Ranjit Hoskote, a curator and cultural theorist, was quoted in a Hindustan Times article saying that “Hema was willing to take risks in her artistic practice. She would explore distinct subjects, from the female self’s negotiation of domestic and urban space to the patchwork architecture of informal housing in the Indian metropolis. Also, she worked with diverse media.”


Her work titled, ‘Conversation’ was displayed at an arts festival in Goa called Sensorium. It used rice grains to create a face of a man and woman to depict lovers that are together yet separate.



Another striking work by her is an installation of the infamous Dharavi slum of Mumbai. The installation offers an aerial view of the slum and is made up of tin cans, aluminum sheets and plastic. It is titled “8’ X 12’” because that is the average size of a slum house in Mumbai’s Dharavi. The installation succeeds in evoking a cramped feeling and is highly sensorial. The whole large scale expanse of the slum was created in painstaking detail in the small scale where she was able to capture habitation in its most mundane forms. Hoskote has further pointed out that Upadhyay succeeded at not romanticising the slum and through the use of materials such as sharp metallic objects she has alluded to the dangerous elements of inhabiting a slum.  She liked playing with scales, in her self portraiture, she often depicted herself as an extremely tiny figure.


Her last show was titled, ‘Scales of Attention’ at the Chemould Gallery in Mumbai. Upadhyay was an immensely talented artist and her talent was  truly respected in the art circle. She even received the Gujarat Lalit Kala Academy and the National Lalit Kala Academy award for the 10th International Triennale-India.


Her works were known internationally and she was part of some of the most important exhibitions all over the world including Modernization, The Contemporary Arts Center, Cincinnati, USA (2013); and Espace Topographie de l’Art, Festival D’ Automne a Paris (2011); Mute Migration, Art Gallery of New South Wales, Sydney, Australia (2012); Where the bees suck, there suck I, Reopening of MACRO museum, Rome Italy (2009).

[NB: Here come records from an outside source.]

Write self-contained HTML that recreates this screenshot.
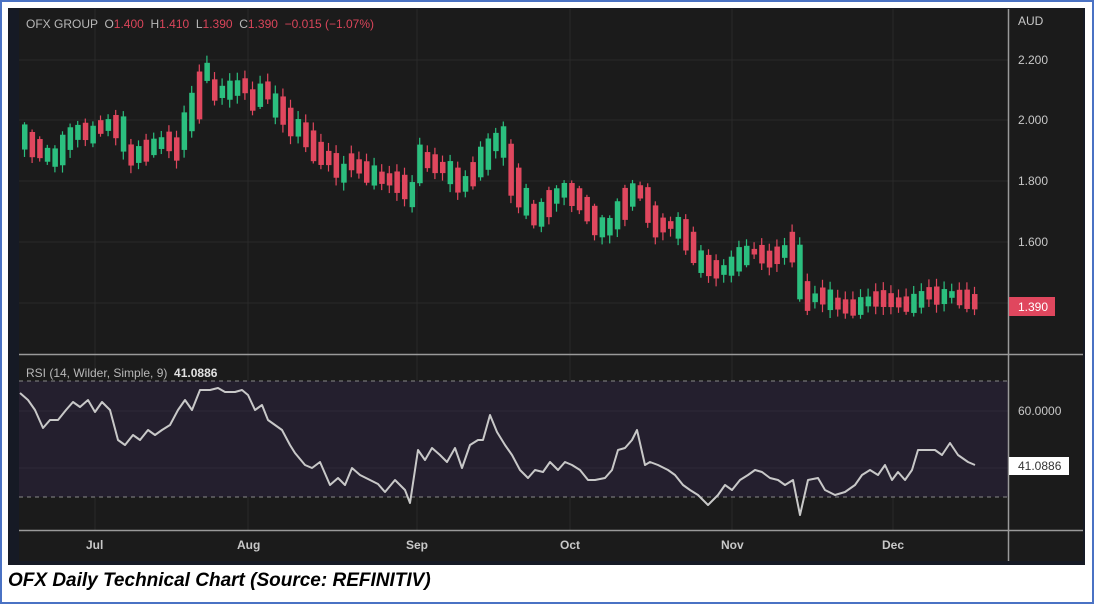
<!DOCTYPE html>
<html><head><meta charset="utf-8"><style>
html,body{margin:0;padding:0;width:1094px;height:604px;overflow:hidden;background:#fff;}
#wrap{position:absolute;left:0;top:0;width:1090px;height:600px;border:2px solid #4a72c4;background:#fff;}
#cap{position:absolute;left:8px;top:570px;font-family:"Liberation Sans",sans-serif;font-style:italic;font-weight:bold;font-size:19px;color:#000;}
svg text{font-family:"Liberation Sans",sans-serif;white-space:pre;}
</style></head><body>
<div id="wrap"></div>
<svg id="s" width="1094" height="604" style="position:absolute;left:0;top:0">
<rect x="8" y="8" width="1077" height="557" fill="#161a25"/>
<rect x="19" y="9" width="1064" height="552" fill="#1b1b1b"/>
<g stroke="#2a2a2a" stroke-width="1">
<line x1="19" x2="1008" y1="60" y2="60"/><line x1="19" x2="1008" y1="120" y2="120"/><line x1="19" x2="1008" y1="181" y2="181"/><line x1="19" x2="1008" y1="242" y2="242"/><line x1="19" x2="1008" y1="303" y2="303"/>
<line x1="95" x2="95" y1="9" y2="530"/><line x1="248" x2="248" y1="9" y2="530"/><line x1="417" x2="417" y1="9" y2="530"/><line x1="570" x2="570" y1="9" y2="530"/><line x1="732" x2="732" y1="9" y2="530"/><line x1="893" x2="893" y1="9" y2="530"/>
</g>
<rect x="19" y="381" width="989" height="116" fill="#241f2e"/>
<line x1="19" x2="1008" y1="411" y2="411" stroke="#2e2a38"/>
<line x1="19" x2="1008" y1="468" y2="468" stroke="#2e2a38"/>
<line x1="19" x2="1008" y1="381" y2="381" stroke="#888" stroke-dasharray="4 4"/>
<line x1="19" x2="1008" y1="497" y2="497" stroke="#888" stroke-dasharray="4 4"/>
<line x1="19" x2="1083" y1="354.5" y2="354.5" stroke="#9a9a9a" stroke-width="1.5"/>
<line x1="19" x2="1083" y1="530.5" y2="530.5" stroke="#9a9a9a" stroke-width="1.5"/>
<line x1="1008.5" x2="1008.5" y1="9" y2="561" stroke="#9a9a9a" stroke-width="1.5"/>
<g id="cd"></g>
<polyline id="rsi" fill="none" stroke="#c8c8c8" stroke-width="2" stroke-linejoin="round"/>
<text x="26" y="28" font-size="12" fill="#b8b8b8">OFX GROUP  O<tspan fill="#d9455a">1.400</tspan>  H<tspan fill="#d9455a">1.410</tspan>  L<tspan fill="#d9455a">1.390</tspan>  C<tspan fill="#d9455a">1.390</tspan>  <tspan fill="#d9455a">−0.015 (−1.07%)</tspan></text>
<text x="26" y="377" font-size="12" fill="#b8b8b8">RSI (14, Wilder, Simple, 9)  <tspan fill="#e0e0e0" font-weight="bold">41.0886</tspan></text>
<g font-size="12" fill="#c8c8c8">
<text x="1018" y="25">AUD</text><text x="1018" y="64">2.200</text><text x="1018" y="124">2.000</text><text x="1018" y="185">1.800</text><text x="1018" y="246">1.600</text>
<text x="1018" y="415">60.0000</text>
<text x="86" y="549" font-weight="bold">Jul</text><text x="237" y="549" font-weight="bold">Aug</text><text x="406" y="549" font-weight="bold">Sep</text><text x="560" y="549" font-weight="bold">Oct</text><text x="721" y="549" font-weight="bold">Nov</text><text x="882" y="549" font-weight="bold">Dec</text>
</g>
<rect x="1009" y="297" width="46" height="19" fill="#e0475e"/>
<text x="1018" y="311" font-size="12" fill="#fff">1.390</text>
<rect x="1009" y="457" width="60" height="18" fill="#fff"/>
<text x="1018" y="470" font-size="12" fill="#333">41.0886</text>
</svg>
<div id="cap">OFX Daily Technical Chart (Source: REFINITIV)</div>
<script>
var P=[20,135,30,145,40,150,50,160,60,150,70,135,80,130,90,135,100,125,110,125,120,130,125,155,135,155,145,150,155,145,165,140,175,150,182,130,190,110,197,95,205,70,212,90,220,92,228,90,235,88,242,85,250,100,258,95,265,90,272,105,280,110,290,125,300,130,310,145,320,155,330,160,340,175,350,160,360,170,370,175,380,178,390,180,400,185,410,195,415,165,425,160,435,165,445,170,455,180,465,185,475,165,485,155,492,145,498,130,505,160,512,180,520,195,528,210,535,220,545,205,555,195,562,190,570,195,578,200,585,210,595,225,605,230,615,215,625,200,635,190,642,195,650,220,660,225,670,225,680,230,690,245,695,260,705,265,715,270,725,270,735,260,745,255,755,250,765,260,775,255,785,250,793,245,800,290,808,300,818,295,828,300,838,305,848,308,858,306,868,300,878,298,888,300,898,303,908,305,918,300,928,292,938,298,948,294,958,298,968,300,975,303];
function interp(A,x){for(var i=0;i<A.length-2;i+=2){if(x<=A[i+2])return A[i+1]+(A[i+3]-A[i+1])*(x-A[i])/(A[i+2]-A[i]);}return A[A.length-1];}
var g=document.getElementById('cd'),h='',k=0;
for(var x=22;x<=975;x+=7.6){k++;var m=interp(P,x),d=interp(P,x+7.6)-interp(P,x-7.6);
var amp=4+Math.abs(Math.sin(k*2.3))*12+Math.abs(d)*0.8;var dir=(d<0)?1:-1;if(Math.sin(k*1.9)>0.75)dir=-dir;
var c=m-dir*amp/2,o=m+dir*amp/2;var up=c<o;var col=up?'#2bbf7f':'#e0475e';var t=Math.min(o,c),b=Math.max(o,c);if(b-t<2)b=t+2;
var wt=2+Math.abs(Math.sin(k*3.1))*6,wb=2+Math.abs(Math.cos(k*2.7))*6;
h+='<line x1="'+(x+2.5)+'" x2="'+(x+2.5)+'" y1="'+(t-wt)+'" y2="'+(b+wb)+'" stroke="'+col+'" stroke-width="1.2"/><rect x="'+x+'" y="'+t+'" width="5.5" height="'+(b-t)+'" fill="'+col+'"/>';}
g.innerHTML=h;
var R=[20,393,28,400,35,410,43,428,50,420,58,420,66,410,73,402,80,407,88,400,95,412,102,402,110,410,118,440,125,445,133,435,140,440,148,430,155,435,162,430,170,425,178,410,185,400,192,410,200,390,210,390,218,388,225,392,235,392,242,390,248,395,255,410,262,405,268,420,275,425,282,430,290,445,295,453,305,465,312,468,320,462,330,485,338,478,345,485,352,468,360,475,370,480,378,484,385,492,395,480,405,490,410,503,418,450,425,460,432,448,440,455,447,462,455,448,462,468,470,445,478,440,483,440,490,415,497,432,505,445,512,455,520,470,528,478,535,470,543,472,550,462,558,470,565,462,572,465,580,470,588,480,595,480,605,478,612,470,618,450,625,448,632,440,637,430,645,465,650,462,658,465,668,470,675,475,683,485,690,490,698,495,708,505,718,495,725,485,732,490,740,480,748,475,755,470,762,472,770,478,778,480,785,485,793,480,800,515,808,480,818,478,825,490,835,495,845,492,855,485,862,475,870,470,878,475,885,465,892,480,898,472,905,480,912,470,918,450,928,450,935,450,942,455,950,443,958,455,968,462,975,465];
var pts=[];for(var i=0;i<R.length;i+=2)pts.push(R[i]+','+R[i+1]);
document.getElementById('rsi').setAttribute('points',pts.join(' '));
</script>
</body></html>
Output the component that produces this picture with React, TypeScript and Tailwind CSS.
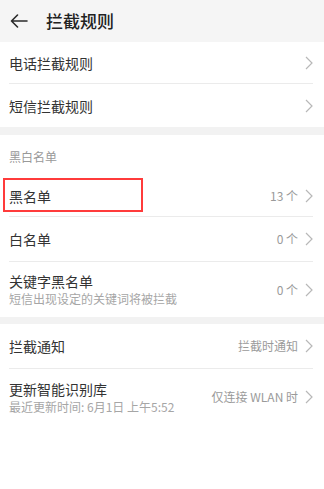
import React from "react";

const font = { fontFamily: '"Noto Sans CJK SC", "Noto Sans", sans-serif' };

function Chevron() {
  return (
    <svg width="8" height="14" viewBox="0 0 8 14" className="shrink-0">
      <path d="M1 1 L7 7 L1 13" fill="none" stroke="#b8b8b8" strokeWidth="1.2" strokeLinejoin="miter" />
    </svg>
  );
}

function Row({
  title,
  sub,
  value,
  h,
  last,
  highlight,
}: {
  title: string;
  sub?: string;
  value?: string;
  h: string;
  last?: boolean;
  highlight?: boolean;
}) {
  return (
    <div className="relative pl-[9px] pr-[11px]">
      <div className={`flex items-center justify-between ${h} ${last ? "" : "border-b border-[#ebebeb]"}`}>
        <div className="flex flex-col">
          <span className="text-[14px] leading-[18px] text-[#333333]">{title}</span>
          {sub && <span className="text-[12px] leading-[17px] text-[#a6a6a6]">{sub}</span>}
        </div>
        <div className="flex items-center gap-[7px]">
          {value && <span className="text-[12px] text-[#9a9a9a]">{value}</span>}
          <Chevron />
        </div>
      </div>
      {highlight && (
        <div className="absolute left-[3px] top-[3px] w-[140px] h-[34px] border-2 border-[#ff3b3b]" />
      )}
    </div>
  );
}

export default function App() {
  return (
    <div className="w-[324px] h-[489px] bg-white flex flex-col" style={font}>
      <div className="h-[42px] bg-[#f5f5f5] flex items-center">
        <svg width="18" height="14" viewBox="0 0 18 14" className="ml-[10px]">
          <path d="M17 7 H1.5 M7.5 1 L1.5 7 L7.5 13" fill="none" stroke="#2a2a2a" strokeWidth="1.6" strokeLinecap="round" strokeLinejoin="round" />
        </svg>
        <span className="ml-[18px] text-[17px] text-[#222222] font-medium">拦截规则</span>
      </div>
      <div className="bg-white">
        <Row title="电话拦截规则" h="h-[42px]" />
        <Row title="短信拦截规则" h="h-[43px]" last />
      </div>
      <div className="h-[8px] bg-[#f2f2f2]" />
      <div className="bg-white">
        <div className="h-[40px] pl-[9px] flex items-center pt-[4px]">
          <span className="text-[12px] text-[#999999]">黑白名单</span>
        </div>
        <Row title="黑名单" value="13 个" h="h-[42px]" highlight />
        <Row title="白名单" value="0 个" h="h-[45px]" />
        <Row title="关键字黑名单" sub="短信出现设定的关键词将被拦截" value="0 个" h="h-[55px]" last />
      </div>
      <div className="h-[7px] bg-[#f2f2f2]" />
      <div className="bg-white">
        <Row title="拦截通知" value="拦截时通知" h="h-[45px]" />
        <Row title="更新智能识别库" sub="最近更新时间: 6月1日 上午5:52" value="仅连接 WLAN 时" h="h-[56px]" last />
      </div>
    </div>
  );
}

Often remembering her, her story is lost in the tale of her tragic demise and the media coverage that followed it as revelations after revelations came to the fore. History must remember her as an artist deeply aware of the problems that marked the urban spaces of its country. An artist who through her work provoked thought and asked uncomfortable questions and who made use of personal experience to create beautiful, almost unsettling creations. Her contribution to the Indian Contemporary Art scene is immense and that is how we must remember her: through her works.